What is required: Restate the data exactly as given and keep the pictures out.

Provided data:
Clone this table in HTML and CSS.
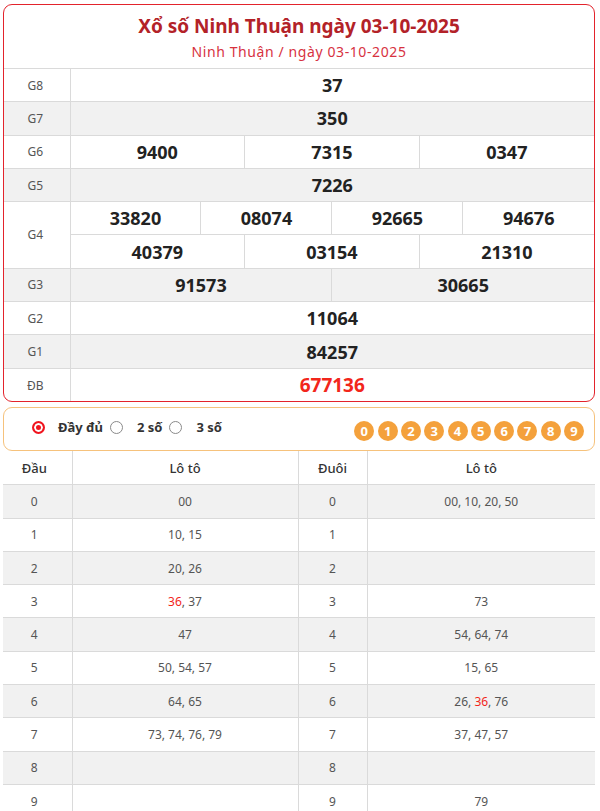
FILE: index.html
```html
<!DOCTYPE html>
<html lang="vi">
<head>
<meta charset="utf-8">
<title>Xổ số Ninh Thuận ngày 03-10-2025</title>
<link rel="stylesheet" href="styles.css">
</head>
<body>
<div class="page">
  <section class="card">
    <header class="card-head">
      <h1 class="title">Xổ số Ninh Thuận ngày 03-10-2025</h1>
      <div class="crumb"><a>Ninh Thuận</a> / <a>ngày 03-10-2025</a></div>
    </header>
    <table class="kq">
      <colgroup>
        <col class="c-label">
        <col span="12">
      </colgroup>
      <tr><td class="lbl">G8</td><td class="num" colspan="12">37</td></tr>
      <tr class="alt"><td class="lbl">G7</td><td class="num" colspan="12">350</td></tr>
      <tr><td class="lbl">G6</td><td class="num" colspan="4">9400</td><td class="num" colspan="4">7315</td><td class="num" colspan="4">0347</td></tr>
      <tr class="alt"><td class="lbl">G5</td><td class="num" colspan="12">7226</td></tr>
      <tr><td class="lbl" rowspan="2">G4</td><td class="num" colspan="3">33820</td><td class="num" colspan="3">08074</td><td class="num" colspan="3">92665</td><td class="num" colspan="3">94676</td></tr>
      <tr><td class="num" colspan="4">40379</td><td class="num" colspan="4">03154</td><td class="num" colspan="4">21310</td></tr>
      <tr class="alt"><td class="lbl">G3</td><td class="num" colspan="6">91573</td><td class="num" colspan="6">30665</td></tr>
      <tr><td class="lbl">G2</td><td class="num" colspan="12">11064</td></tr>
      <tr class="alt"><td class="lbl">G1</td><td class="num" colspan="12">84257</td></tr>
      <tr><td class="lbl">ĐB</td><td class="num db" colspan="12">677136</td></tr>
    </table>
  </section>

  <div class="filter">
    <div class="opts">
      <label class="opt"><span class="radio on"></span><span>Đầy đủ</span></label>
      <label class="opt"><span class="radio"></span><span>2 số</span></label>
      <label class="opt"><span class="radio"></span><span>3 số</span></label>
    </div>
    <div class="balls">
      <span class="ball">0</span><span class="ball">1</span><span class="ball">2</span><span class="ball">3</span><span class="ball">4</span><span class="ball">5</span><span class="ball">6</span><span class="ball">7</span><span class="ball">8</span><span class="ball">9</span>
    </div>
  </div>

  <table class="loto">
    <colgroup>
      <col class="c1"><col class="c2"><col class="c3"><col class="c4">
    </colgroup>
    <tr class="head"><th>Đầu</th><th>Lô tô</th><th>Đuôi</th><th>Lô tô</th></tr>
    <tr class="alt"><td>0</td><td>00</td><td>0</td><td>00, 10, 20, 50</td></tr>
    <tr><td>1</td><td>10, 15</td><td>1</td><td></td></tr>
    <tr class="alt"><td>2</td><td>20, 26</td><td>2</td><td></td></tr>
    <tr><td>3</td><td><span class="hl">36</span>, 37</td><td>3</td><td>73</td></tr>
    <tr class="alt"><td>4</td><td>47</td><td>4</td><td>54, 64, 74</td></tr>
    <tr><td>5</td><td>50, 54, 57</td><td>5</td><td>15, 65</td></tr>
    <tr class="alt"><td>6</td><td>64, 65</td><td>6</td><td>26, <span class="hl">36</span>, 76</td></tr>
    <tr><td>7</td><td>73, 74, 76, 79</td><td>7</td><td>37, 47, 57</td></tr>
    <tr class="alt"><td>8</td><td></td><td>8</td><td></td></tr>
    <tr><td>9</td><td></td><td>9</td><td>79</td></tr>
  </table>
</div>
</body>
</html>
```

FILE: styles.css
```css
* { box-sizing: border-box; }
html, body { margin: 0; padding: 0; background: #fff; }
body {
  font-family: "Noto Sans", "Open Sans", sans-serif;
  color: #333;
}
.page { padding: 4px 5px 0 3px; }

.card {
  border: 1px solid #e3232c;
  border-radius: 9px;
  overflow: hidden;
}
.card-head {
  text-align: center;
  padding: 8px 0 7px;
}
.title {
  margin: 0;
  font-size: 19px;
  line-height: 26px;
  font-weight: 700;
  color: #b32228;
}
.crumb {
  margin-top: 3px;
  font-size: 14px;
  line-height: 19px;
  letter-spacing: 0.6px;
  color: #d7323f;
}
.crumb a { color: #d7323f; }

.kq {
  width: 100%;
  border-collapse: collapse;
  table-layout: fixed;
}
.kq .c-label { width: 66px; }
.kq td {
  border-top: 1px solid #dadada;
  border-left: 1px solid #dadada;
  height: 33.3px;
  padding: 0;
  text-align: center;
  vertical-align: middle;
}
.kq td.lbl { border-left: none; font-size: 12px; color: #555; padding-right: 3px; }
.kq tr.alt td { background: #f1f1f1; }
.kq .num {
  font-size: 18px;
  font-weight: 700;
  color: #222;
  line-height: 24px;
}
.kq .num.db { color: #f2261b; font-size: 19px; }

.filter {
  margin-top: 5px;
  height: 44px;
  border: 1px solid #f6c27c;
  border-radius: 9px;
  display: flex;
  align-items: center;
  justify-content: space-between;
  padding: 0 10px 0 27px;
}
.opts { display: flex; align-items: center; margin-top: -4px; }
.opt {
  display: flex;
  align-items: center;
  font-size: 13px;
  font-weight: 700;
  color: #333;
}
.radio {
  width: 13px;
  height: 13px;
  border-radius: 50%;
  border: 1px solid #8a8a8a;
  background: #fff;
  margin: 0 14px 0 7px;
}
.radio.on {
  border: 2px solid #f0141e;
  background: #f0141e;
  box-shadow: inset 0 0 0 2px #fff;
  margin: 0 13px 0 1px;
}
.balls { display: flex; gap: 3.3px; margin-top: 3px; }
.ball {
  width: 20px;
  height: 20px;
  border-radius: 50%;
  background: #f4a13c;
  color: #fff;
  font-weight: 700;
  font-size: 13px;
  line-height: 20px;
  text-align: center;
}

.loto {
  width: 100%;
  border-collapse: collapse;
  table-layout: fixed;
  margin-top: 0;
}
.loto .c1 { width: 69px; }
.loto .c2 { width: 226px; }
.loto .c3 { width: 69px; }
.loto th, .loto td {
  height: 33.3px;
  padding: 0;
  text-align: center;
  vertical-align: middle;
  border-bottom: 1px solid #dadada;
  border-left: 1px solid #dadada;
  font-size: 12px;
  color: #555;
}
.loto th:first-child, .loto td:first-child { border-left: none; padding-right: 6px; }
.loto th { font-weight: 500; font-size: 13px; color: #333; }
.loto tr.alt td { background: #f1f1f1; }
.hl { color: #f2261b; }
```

Answer to the problem:
Clone this table in HTML and CSS.
FILE: index.html
```html
<!DOCTYPE html>
<html lang="vi">
<head>
<meta charset="utf-8">
<title>Xổ số Ninh Thuận ngày 03-10-2025</title>
<link rel="stylesheet" href="styles.css">
</head>
<body>
<div class="page">
  <section class="card">
    <header class="card-head">
      <h1 class="title">Xổ số Ninh Thuận ngày 03-10-2025</h1>
      <div class="crumb"><a>Ninh Thuận</a> / <a>ngày 03-10-2025</a></div>
    </header>
    <table class="kq">
      <colgroup>
        <col class="c-label">
        <col span="12">
      </colgroup>
      <tr><td class="lbl">G8</td><td class="num" colspan="12">37</td></tr>
      <tr class="alt"><td class="lbl">G7</td><td class="num" colspan="12">350</td></tr>
      <tr><td class="lbl">G6</td><td class="num" colspan="4">9400</td><td class="num" colspan="4">7315</td><td class="num" colspan="4">0347</td></tr>
      <tr class="alt"><td class="lbl">G5</td><td class="num" colspan="12">7226</td></tr>
      <tr><td class="lbl" rowspan="2">G4</td><td class="num" colspan="3">33820</td><td class="num" colspan="3">08074</td><td class="num" colspan="3">92665</td><td class="num" colspan="3">94676</td></tr>
      <tr><td class="num" colspan="4">40379</td><td class="num" colspan="4">03154</td><td class="num" colspan="4">21310</td></tr>
      <tr class="alt"><td class="lbl">G3</td><td class="num" colspan="6">91573</td><td class="num" colspan="6">30665</td></tr>
      <tr><td class="lbl">G2</td><td class="num" colspan="12">11064</td></tr>
      <tr class="alt"><td class="lbl">G1</td><td class="num" colspan="12">84257</td></tr>
      <tr><td class="lbl">ĐB</td><td class="num db" colspan="12">677136</td></tr>
    </table>
  </section>

  <div class="filter">
    <div class="opts">
      <label class="opt"><span class="radio on"></span><span>Đầy đủ</span></label>
      <label class="opt"><span class="radio"></span><span>2 số</span></label>
      <label class="opt"><span class="radio"></span><span>3 số</span></label>
    </div>
    <div class="balls">
      <span class="ball">0</span><span class="ball">1</span><span class="ball">2</span><span class="ball">3</span><span class="ball">4</span><span class="ball">5</span><span class="ball">6</span><span class="ball">7</span><span class="ball">8</span><span class="ball">9</span>
    </div>
  </div>

  <table class="loto">
    <colgroup>
      <col class="c1"><col class="c2"><col class="c3"><col class="c4">
    </colgroup>
    <tr class="head"><th>Đầu</th><th>Lô tô</th><th>Đuôi</th><th>Lô tô</th></tr>
    <tr class="alt"><td>0</td><td>00</td><td>0</td><td>00, 10, 20, 50</td></tr>
    <tr><td>1</td><td>10, 15</td><td>1</td><td></td></tr>
    <tr class="alt"><td>2</td><td>20, 26</td><td>2</td><td></td></tr>
    <tr><td>3</td><td><span class="hl">36</span>, 37</td><td>3</td><td>73</td></tr>
    <tr class="alt"><td>4</td><td>47</td><td>4</td><td>54, 64, 74</td></tr>
    <tr><td>5</td><td>50, 54, 57</td><td>5</td><td>15, 65</td></tr>
    <tr class="alt"><td>6</td><td>64, 65</td><td>6</td><td>26, <span class="hl">36</span>, 76</td></tr>
    <tr><td>7</td><td>73, 74, 76, 79</td><td>7</td><td>37, 47, 57</td></tr>
    <tr class="alt"><td>8</td><td></td><td>8</td><td></td></tr>
    <tr><td>9</td><td></td><td>9</td><td>79</td></tr>
  </table>
</div>
</body>
</html>
```

FILE: styles.css
```css
* { box-sizing: border-box; }
html, body { margin: 0; padding: 0; background: #fff; }
body {
  font-family: "Noto Sans", "Open Sans", sans-serif;
  color: #333;
}
.page { padding: 4px 5px 0 3px; }

.card {
  border: 1px solid #e3232c;
  border-radius: 9px;
  overflow: hidden;
}
.card-head {
  text-align: center;
  padding: 8px 0 7px;
}
.title {
  margin: 0;
  font-size: 19px;
  line-height: 26px;
  font-weight: 700;
  color: #b32228;
}
.crumb {
  margin-top: 3px;
  font-size: 14px;
  line-height: 19px;
  letter-spacing: 0.6px;
  color: #d7323f;
}
.crumb a { color: #d7323f; }

.kq {
  width: 100%;
  border-collapse: collapse;
  table-layout: fixed;
}
.kq .c-label { width: 66px; }
.kq td {
  border-top: 1px solid #dadada;
  border-left: 1px solid #dadada;
  height: 33.3px;
  padding: 0;
  text-align: center;
  vertical-align: middle;
}
.kq td.lbl { border-left: none; font-size: 12px; color: #555; padding-right: 3px; }
.kq tr.alt td { background: #f1f1f1; }
.kq .num {
  font-size: 18px;
  font-weight: 700;
  color: #222;
  line-height: 24px;
}
.kq .num.db { color: #f2261b; font-size: 19px; }

.filter {
  margin-top: 5px;
  height: 44px;
  border: 1px solid #f6c27c;
  border-radius: 9px;
  display: flex;
  align-items: center;
  justify-content: space-between;
  padding: 0 10px 0 27px;
}
.opts { display: flex; align-items: center; margin-top: -4px; }
.opt {
  display: flex;
  align-items: center;
  font-size: 13px;
  font-weight: 700;
  color: #333;
}
.radio {
  width: 13px;
  height: 13px;
  border-radius: 50%;
  border: 1px solid #8a8a8a;
  background: #fff;
  margin: 0 14px 0 7px;
}
.radio.on {
  border: 2px solid #f0141e;
  background: #f0141e;
  box-shadow: inset 0 0 0 2px #fff;
  margin: 0 13px 0 1px;
}
.balls { display: flex; gap: 3.3px; margin-top: 3px; }
.ball {
  width: 20px;
  height: 20px;
  border-radius: 50%;
  background: #f4a13c;
  color: #fff;
  font-weight: 700;
  font-size: 13px;
  line-height: 20px;
  text-align: center;
}

.loto {
  width: 100%;
  border-collapse: collapse;
  table-layout: fixed;
  margin-top: 0;
}
.loto .c1 { width: 69px; }
.loto .c2 { width: 226px; }
.loto .c3 { width: 69px; }
.loto th, .loto td {
  height: 33.3px;
  padding: 0;
  text-align: center;
  vertical-align: middle;
  border-bottom: 1px solid #dadada;
  border-left: 1px solid #dadada;
  font-size: 12px;
  color: #555;
}
.loto th:first-child, .loto td:first-child { border-left: none; padding-right: 6px; }
.loto th { font-weight: 500; font-size: 13px; color: #333; }
.loto tr.alt td { background: #f1f1f1; }
.hl { color: #f2261b; }
```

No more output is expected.